Dans cet état mixte, des aiguilles supraconductrices (cependant pénétrées par le champ magnétique sur une profondeur ) sont séparées par des régions normales.

Les aiguilles court-circuitent les régions normales et la substance reste supraconductrice jusqu’à la valeur Hc2 du champ appliqué.
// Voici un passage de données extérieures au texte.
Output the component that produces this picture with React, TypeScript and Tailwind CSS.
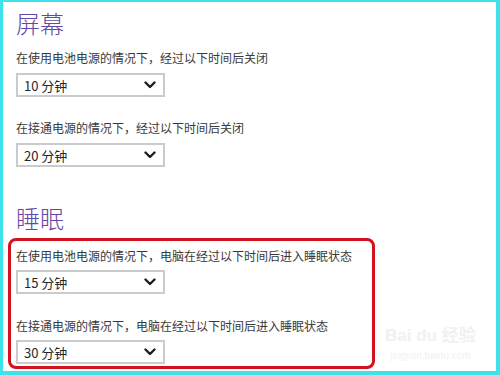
import React from 'react'

const font = { fontFamily: '"Noto Sans CJK SC", "Noto Sans", sans-serif' }

function Chevron() {
  return (
    <svg width="12" height="8" viewBox="0 0 12 8" className="shrink-0">
      <path d="M1.5 1.5 L6 6 L10.5 1.5" fill="none" stroke="#1f1f1f" strokeWidth="2.4" strokeLinecap="round" strokeLinejoin="round" />
    </svg>
  )
}

function Dropdown({ value, className = '' }: { value: string; className?: string }) {
  return (
    <div className={`flex h-[24px] w-[149px] items-center justify-between border-2 border-[#cbcbcb] bg-white pl-[6px] pr-[7px] ${className}`}>
      <span className="text-[13px] leading-none text-[#262626]">{value}</span>
      <Chevron />
    </div>
  )
}

function Label({ text, className = '' }: { text: string; className?: string }) {
  return <div className={`h-4 text-[12px] leading-4 text-[#3a3a3a] whitespace-nowrap ${className}`}>{text}</div>
}

export default function App() {
  return (
    <div className="h-[375px] w-[500px] overflow-hidden" style={font}>
      <div className="relative h-full w-full border-b-[4px] border-l-[3px] border-r-[4px] border-t-[2px] border-[#3ee2ea] bg-white pl-[5px]">
        <div className="pl-[8px]">
          <h1 className="mt-[6px] h-[30px] text-[24px] font-light leading-[30px] text-[#6448a8]">屏幕</h1>
          <Label text="在使用电池电源的情况下，经过以下时间后关闭" className="mt-[12px]" />
          <Dropdown value="10 分钟" className="mt-[7px]" />
          <Label text="在接通电源的情况下，经过以下时间后关闭" className="mt-[23px]" />
          <Dropdown value="20 分钟" className="mt-[7px]" />
          <h1 className="mt-[36px] h-[30px] text-[24px] font-light leading-[30px] text-[#6448a8]">睡眠</h1>
        </div>

        <div className="mt-[5px] w-[367px] rounded-[8px] border-[3px] border-[#d3121c] px-[5px] pb-[2px] pt-[7px]">
          <Label text="在使用电池电源的情况下，电脑在经过以下时间后进入睡眠状态" />
          <Dropdown value="15 分钟" className="mt-[6px]" />
          <Label text="在接通电源的情况下，电脑在经过以下时间后进入睡眠状态" className="mt-[24px]" />
          <Dropdown value="30 分钟" className="mt-[6px]" />
        </div>

        <div className="pointer-events-none absolute left-[382px] top-[322px] flex flex-col items-center text-[#f1f1f1]">
          <div className="whitespace-nowrap text-[17px] font-bold leading-6" style={{ fontFamily: '"Liberation Sans", "Noto Sans CJK SC", sans-serif' }}>Bai du 经验</div>
          <div className="whitespace-nowrap text-[10px] leading-4" style={{ fontFamily: '"Liberation Sans", sans-serif' }}>jingyan.baidu.com</div>
        </div>
      </div>
    </div>
  )
}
Les supraconducteurs de ce type, alliages ou métaux ayant une forte résistivité à l’état normal, ont des champs critiques Hc2 élevés, ce qui en fait des matériaux de choix pour les utilisations pratiques.

 

b)Application de l’effet Meissner : Lévitation d’un aimant au dessus d’un supraconducteur

Le champ induit repousse la source du champ appliqué, et va par conséquent repousser l’aimant associé avec ce champ. Cela implique que si un aimant est placé au dessus d’un supraconducteur quand le supraconducteur est au dessus de sa température critique, puis que l’on refroidit ce supraconducteur en dessous de Tc, le supraconducteur va alors repousser le champ magnétique de l’aimant. L’aimant lui-même est alors repoussé et lévite au dessus du supraconducteur. Pour que cette expérience soit une réussite, la force de répulsion doit excéder le poids de l’aimant.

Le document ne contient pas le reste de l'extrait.